Tenth Circuit: Settlement Agreement Is a Defense, Not a Bar to Federal Subject Matter Jurisdiction

The Tenth Circuit issued its opinion in Rural Water District No. 2 v. City of Glenpool on Tuesday, October 30, 2012.

The plaintiff, Rural Water District No. 2 (the district), is a rural water provider covered by 7 U.S.C. § 1926(b), which prohibits other water utilities from encroaching upon services provided by federally indebted water associations. After the defendant City of Glenpool annexed land covered by the district and constructed water lines to the area, lawsuits ensued and the parties entered into a settlement agreement.
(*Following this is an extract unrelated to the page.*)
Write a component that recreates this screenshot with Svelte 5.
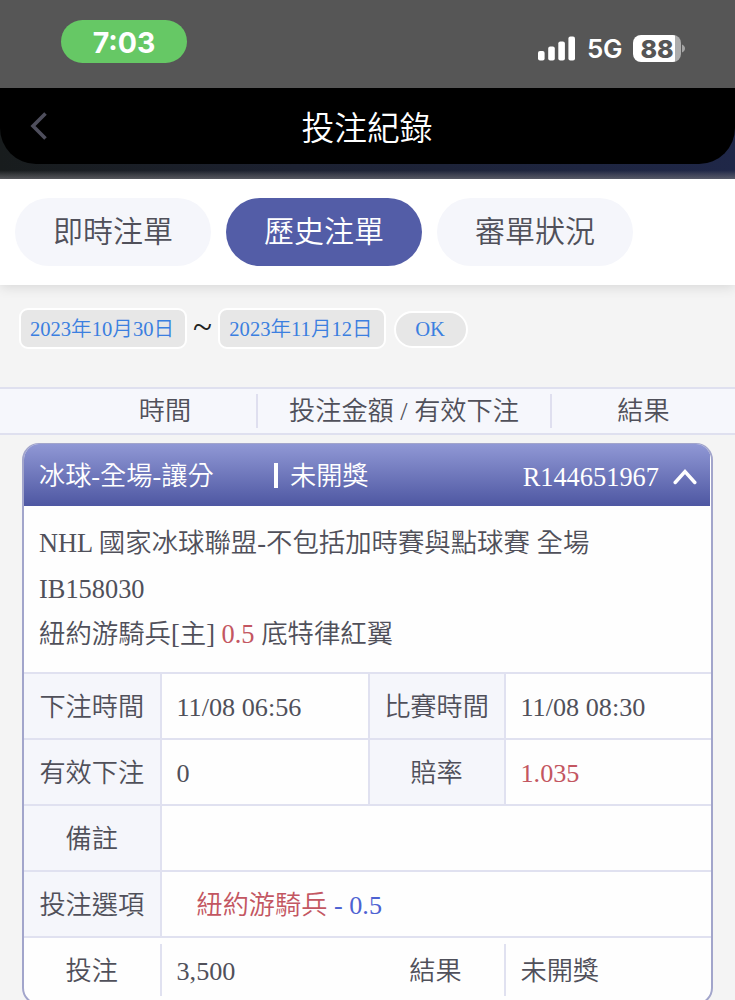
<script>
  const tabs = ['即時注單', '歷史注單', '審單狀況'];
  let activeTab = $state(1);
  let open = $state(true);

  const startDate = '2023年10月30日';
  const endDate = '2023年11月12日';

  const bet = {
    id: 'R144651967',
    type: '冰球-全場-讓分',
    status: '未開獎',
    league: 'NHL 國家冰球聯盟-不包括加時賽與點球賽 全場',
    code: 'IB158030',
    home: '紐約游騎兵[主]',
    handicap: '0.5',
    away: '底特律紅翼',
    betTime: '11/08 06:56',
    gameTime: '11/08 08:30',
    valid: '0',
    odds: '1.035',
    note: '',
    pick: '紐約游騎兵',
    amount: '3,500'
  };
</script>

<div class="screen">
  <div class="status-bar">
    <div class="clock">7:03</div>
    <div class="indicators">
      <svg class="signal" width="38" height="25" viewBox="0 0 38 25">
        <rect x="0" y="15" width="6.6" height="9.5" rx="2" />
        <rect x="10.2" y="10.5" width="6.6" height="14" rx="2" />
        <rect x="20.3" y="5.5" width="6.6" height="19" rx="2" />
        <rect x="30.4" y="0.5" width="6.6" height="24" rx="2" />
      </svg>
      <span class="network">5G</span>
      <div class="battery"><span>88</span></div>
      <svg class="battery-tip" width="3" height="9" viewBox="0 0 3 9">
        <path d="M0 0.5C4 2 4 7 0 8.5Z" />
      </svg>
    </div>
  </div>

  <div class="nav-wrap">
    <header class="nav">
      <button class="back" aria-label="返回">
        <svg width="18" height="28" viewBox="0 0 18 28">
          <path d="M15.5 1.5L3 14L15.5 26.5" fill="none" stroke="#4e4e5c" stroke-width="3.6" />
        </svg>
      </button>
      <h1>投注紀錄</h1>
    </header>
  </div>

  <nav class="tabs">
    {#each tabs as tab, i}
      <button class="tab" class:active={i === activeTab} onclick={() => (activeTab = i)}>{tab}</button>
    {/each}
  </nav>

  <div class="filter">
    <button class="date">{startDate}</button>
    <span class="tilde">~</span>
    <button class="date">{endDate}</button>
    <button class="ok">OK</button>
  </div>

  <div class="columns">
    <div class="col-time">時間</div>
    <div class="col-amount">投注金額 / 有效下注</div>
    <div class="col-result">結果</div>
  </div>

  <section class="card">
    <button class="card-head" onclick={() => (open = !open)}>
      <span class="type">{bet.type}</span>
      <span class="status">{bet.status}</span>
      <span class="number">{bet.id}</span>
      <svg class:closed={!open} width="24" height="17" viewBox="0 0 24 17">
        <path d="M2.2 14.5L12 3.5L21.8 14.5" fill="none" stroke="#fff" stroke-width="3.4" stroke-linecap="round" />
      </svg>
    </button>

    {#if open}
      <div class="match">
        <div>{bet.league}</div>
        <div>{bet.code}</div>
        <div>{bet.home} <span class="red">{bet.handicap}</span> {bet.away}</div>
      </div>

      <div class="details">
        <div class="label">下注時間</div>
        <div class="value">{bet.betTime}</div>
        <div class="label second">比賽時間</div>
        <div class="value">{bet.gameTime}</div>

        <div class="label">有效下注</div>
        <div class="value">{bet.valid}</div>
        <div class="label second">賠率</div>
        <div class="value red">{bet.odds}</div>

        <div class="label">備註</div>
        <div class="value wide">{bet.note}</div>

        <div class="label">投注選項</div>
        <div class="value wide pick"><span class="red">{bet.pick}</span>&nbsp;- {bet.handicap}</div>
      </div>

      <div class="summary">
        <div class="sum-label">投注</div>
        <div class="sum-value">{bet.amount}</div>
        <div class="sum-label">結果</div>
        <div class="sum-value">{bet.status}</div>
      </div>
    {/if}
  </section>
</div>

<style>
  :global(body) {
    background: #f4f4f4;
  }

  .screen {
    width: 735px;
    height: 1000px;
    overflow: hidden;
    background: #f4f4f4;
    color: #50505a;
    font-family: 'Liberation Serif', 'Noto Sans CJK TC', serif;
    font-size: 26.2px;
    font-weight: 350;
  }

  .screen * {
    box-sizing: border-box;
  }

  button {
    border: none;
    margin: 0;
    padding: 0;
    background: none;
    color: inherit;
    font: inherit;
    cursor: pointer;
  }

  .status-bar {
    display: flex;
    justify-content: space-between;
    align-items: flex-start;
    height: 88px;
    padding: 20px 50px 0 61px;
    background: #565656;
    color: #fff;
    font-family: Inter, 'Liberation Sans', sans-serif;
  }

  .clock {
    width: 126px;
    height: 43px;
    border-radius: 22px;
    background: #66c865;
    font-size: 28.5px;
    font-weight: 700;
    line-height: 45px;
    text-align: center;
  }

  .indicators {
    display: flex;
    align-items: center;
    height: 27px;
    margin-top: 15px;
  }

  .signal {
    fill: #fff;
  }

  .network {
    width: 46px;
    margin-left: 11px;
    font-size: 26px;
    font-weight: 600;
    line-height: 29px;
    letter-spacing: -0.4px;
  }

  .battery {
    width: 48px;
    height: 27px;
    border-radius: 8px;
    background: linear-gradient(to right, #fff 42px, #acacac 42px);
    color: #565656;
    font-size: 25px;
    font-weight: 800;
    line-height: 28px;
    text-align: center;
  }

  .battery-tip {
    margin-left: 1px;
    fill: #a5a5a5;
  }

  .nav-wrap {
    height: 91px;
    background:
      linear-gradient(to bottom, transparent 82px, rgba(125, 125, 130, 0.65) 91px),
      linear-gradient(to right, #181c1d, #1c2131 40%, #1f2748);
  }

  .nav {
    display: flex;
    align-items: center;
    height: 76px;
    padding: 0 30px;
    border-radius: 0 0 36px 36px;
    background: #000;
    color: #fff;
  }

  .back {
    display: flex;
    width: 18px;
  }

  h1 {
    flex: 1;
    margin: 6px 19px 0 0;
    font-size: 32.8px;
    font-weight: 350;
    line-height: 40px;
    text-align: center;
  }

  .tabs {
    position: relative;
    display: flex;
    gap: 15px;
    height: 106px;
    padding: 19px 15px;
    background: #fff;
    box-shadow: 0 2px 12px rgba(0, 0, 0, 0.12);
  }

  .tab {
    width: 196px;
    height: 68px;
    border-radius: 34px;
    background: #f5f6fb;
    font-size: 30px;
    line-height: 66px;
  }

  .tab.active {
    background: #535da7;
    color: #fff;
  }

  .filter {
    display: flex;
    align-items: center;
    height: 102px;
    padding: 0 19px;
    padding-bottom: 16px;
    color: #3b7fe0;
    font-size: 20.6px;
  }

  .date {
    width: 168px;
    height: 41px;
    padding-right: 2px;
    border: 2px solid #fff;
    border-radius: 9px;
    background: #e7e7e7;
    line-height: 39px;
  }

  .tilde {
    width: 31px;
    color: #222;
    font-size: 35px;
    line-height: 32px;
    text-align: center;
  }

  .ok {
    width: 74px;
    height: 37px;
    margin: 3px 0 0 8px;
    border: 2px solid #fff;
    border-radius: 19px;
    background: #e7e7e7;
    line-height: 31px;
    padding-right: 2px;
  }

  .columns {
    display: flex;
    align-items: center;
    height: 48px;
    border: solid #dfe0ef;
    border-width: 2px 0;
    background: #f6f7fc;
    line-height: 36px;
    text-align: center;
  }

  .columns > div {
    height: 34px;
  }

  .col-time {
    width: 258px;
    padding-left: 74px;
    border-right: 2px solid #dfdfef;
  }

  .col-amount {
    width: 294px;
    border-right: 2px solid #dfdfef;
  }

  .col-result {
    flex: 1;
  }

  .card {
    width: 691px;
    height: 562px;
    margin: 8px 0 0 22px;
    overflow: hidden;
    border: 2px solid #a2a5cb;
    border-top-width: 1px;
    border-radius: 17px;
    background: #fefefe;
  }

  .card-head {
    display: flex;
    align-items: center;
    width: 686px;
    height: 62px;
    padding: 3px 13px 0 15px;
    background: linear-gradient(#9098d5, #4e57a2);
    color: #fff;
    line-height: 34px;
  }

  .type {
    width: 235px;
    text-align: left;
  }

  .status {
    display: flex;
    align-items: center;
  }

  .status::before {
    content: '';
    width: 4px;
    height: 25px;
    margin: -2px 12px 0 0;
    background: #fff;
  }

  .number {
    margin: 0 14px 0 auto;
    font-size: 26.4px;
  }

  .closed {
    transform: rotate(180deg);
  }

  .match {
    height: 167px;
    padding: 15px 15px 0;
    font-size: 26.4px;
    line-height: 45.5px;
    white-space: nowrap;
  }

  .details {
    display: grid;
    grid-template-columns: 135.5px 208px 136px 1fr;
    grid-auto-rows: 66px;
    margin-top: -1px;
    line-height: 67px;
  }

  .label,
  .value {
    border-top: 2px solid #e0e1f0;
  }

  .label {
    background: #f5f6fb;
    text-align: center;
  }

  .label.second,
  .value {
    border-left: 2px solid #e0e1f0;
  }

  .value {
    padding-left: 15px;
  }

  .wide {
    grid-column: 2 / 5;
  }

  .pick {
    padding-left: 35px;
    color: #4d62d2;
  }

  .red {
    color: #c35661;
  }

  .summary {
    display: grid;
    grid-template-columns: 135.5px 208px 136px 1fr;
    padding-top: 6px;
    border-top: 2px solid #e0e1f0;
    line-height: 55px;
  }

  .sum-label {
    text-align: center;
  }

  .sum-value {
    height: 52px;
    padding-left: 15px;
    border-left: 2px solid #e0e1f0;
  }
</style>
As part of the settlement agreement, the defendant agreed to make payments to the district and the district “agreed it would not claim any § 1926(b) exclusive right to provide water service in the ‘area of agreement’ during the period of the Settlement Agreement except in the case of Defendants’ default.”

After an audit, the district sent a notice of default to the defendants and filed suit asserting its § 1926(b) right to be the exclusive provider of water in the contested area and alleging defendants were selling water within the area. Defendants filed a motion to dismiss based on lack of subject matter jurisdiction, citing two alternate grounds. The district court dismissed without opinion.

In the Tenth Circuit, defendants argued that even thought the plaintiff had alleged a federal statutory cause of action under § 1926(b), the court had no subject matter jurisdiction until a state court ruled on the breach of the settlement agreement. The court held that the settlement agreement could be raised as affirmative defense; it was not a bar to federal subject matter jurisdiction.

The defendants also argued that the district’s claim was not ripe because a state court had not decided the breach of settlement agreement claim. The Tenth Circuit found the claims were ripe because the alleged acts were not speculative or uncertain; they had already occurred. The court reversed the district court’s dismissal.